本実施例では、被処理水として下水、流入水水質で推定する水質としてアンモニア性窒素を例としてあげたが、これらに限定されるものではなく、ブロワ風量を制御する制御システムを備えた水処理プラントに関わる発明として、流入水質推定部で推定する水質はブロワから酸素を吹き込むことで酸化などにより変動する水質であれば良い。
1.最初沈殿池
2.無酸素槽
3.好気槽
4.最終沈殿池
5.ブロワ
100.下水
101.初沈越流水
102.活性汚泥
103.処理水
104.返送汚泥
105.循環液
106.空気
10.流入流量計
11.流入アンモニア計
12.好気槽アンモニア計
13.風量計
20.ブロワ風量演算部
21.ブロワ風量制御部

Claims (6)

  1. 流入する被処理水を酸化処理する好気槽と、
    前記好気槽に空気を送るブロワと、
    前記好気槽内を上流側から下流側へと流れる流下流量を推定する流下流量推定部と、
    前記被処理水の水質を推定する被処理水水質推定部と、
    前記好気槽内に設置された好気槽水質推定部と、
    前記ブロワの風量を計測するブロワ風量計測部と、
    前記ブロワの風量を演算するブロワ風量演算部と、を備えた水処理プラントにおいて、
    前記被処理水水質推定部及び前記好気槽水質推定部で推定する水質が前記ブロワから酸素を吹き込むことで変動する水質であり、前記好気槽水質推定部より上流側の好気槽が上流側好気槽、前記好気槽水質推定部より下流側の好気槽が下流側好気槽であって、
    前記ブロワ風量演算部は、
    前記被処理水水質推定部から前記好気槽水質推定部までの好気槽へ一定の制御周期毎に流入する前記被処理水を仮想流体塊i(i=1〜N)とし、仮想流体塊iを目標水質に制御すための必要風量である必要累積風量を、前記必要累積風量と目標処理水質である目標処理アンモニア濃度の減少量との関係を規定する処理特性関数に基づき求めると共に、時刻tにおける仮想流体塊iへの累積風量を、少なくとも前記上流側好気槽への曝気風量及び風量配分密度に基づき求め、求めた前記必要累積風量と前記累積風量との差分を各仮想流体塊iの残りの滞留時間で除することで仮想流体塊iに必要な風量を求め、仮想流体塊iのN個の総和を前記上流側好気槽に必要な上流側風量とし、
    前記好気槽水質推定部により推定された水質及び目標水質である目標処理アンモニア濃度に基づき、前記下流側好気槽に必要な下流側風量を求め、
    求めた前記上流側風量と前記下流側風量を合算して求めた全風量をブロワの風量とすることを特徴とする水処理プラント。
  2. 請求項1に記載の水処理プラントにおいて、
    前記被処理水水質推定部及び前記好気槽水質推定部で推定する水質がアンモニア性窒素濃度であることを特徴とする水処理プラント。

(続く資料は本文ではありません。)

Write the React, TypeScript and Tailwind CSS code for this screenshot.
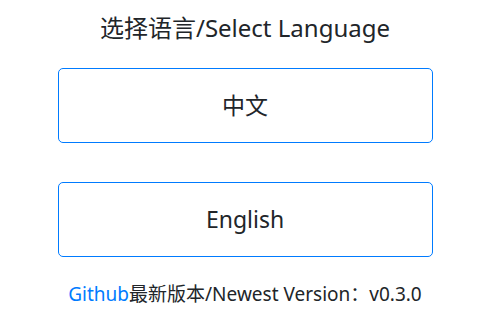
export default function App() {
  return (
    <div
      className="flex w-[490px] h-[312px] flex-col items-center bg-white text-[#212529]"
      style={{ fontFamily: '"Noto Sans", "Noto Sans CJK SC", sans-serif' }}
    >
      <h1 className="mt-[10px] text-[24px] font-normal leading-[36px]">选择语言/Select Language</h1>
      <button className="mt-[22px] h-[75px] w-[375px] rounded-[5px] border border-[#007bff] text-[23px] leading-none">
        中文
      </button>
      <button className="mt-[39px] h-[75px] w-[375px] rounded-[5px] border border-[#007bff] text-[23px] leading-none">
        English
      </button>
      <p className="mt-[23px] text-[19px] leading-[28px]">
        <a className="text-[#007bff]">Github</a>最新版本/Newest Version：v0.3.0
      </p>
    </div>
  );
}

  3. 請求項1又は請求項2に記載の水処理プラントにおいて、
    前記風量配分密度は、前記上流側好気槽への曝気風量の配分率を表す関数であることを特徴とする水処理プラント。
  4. 請求項2又は請求項3に記載の水処理プラントにおいて、
    前記推定する前記好気槽水質推定部に加えて、溶存酸素濃度を推定する第二好気槽水質推定部を備えたことを特徴とする水処理プラント。
  5. 請求項1から請求項4のうち、いずれか1項に記載の水処理プラントにおいて、
    前記ブロワ風量演算部は、
    前記被処理水水質推定部で推定した水質の値と、前記好気槽水質推定部で推定した水質の値と、前記上流側風量と前記下流側風量を合算して求めた全風量とに基づき、前記処理特性関数を更新することを特徴とする水処理プラント。
  6. 請求項5に記載の水処理プラントにおいて、
    前記処理特性関数を時系列で表示する処理特性表示部を備えたことを特徴とする水処理プラント。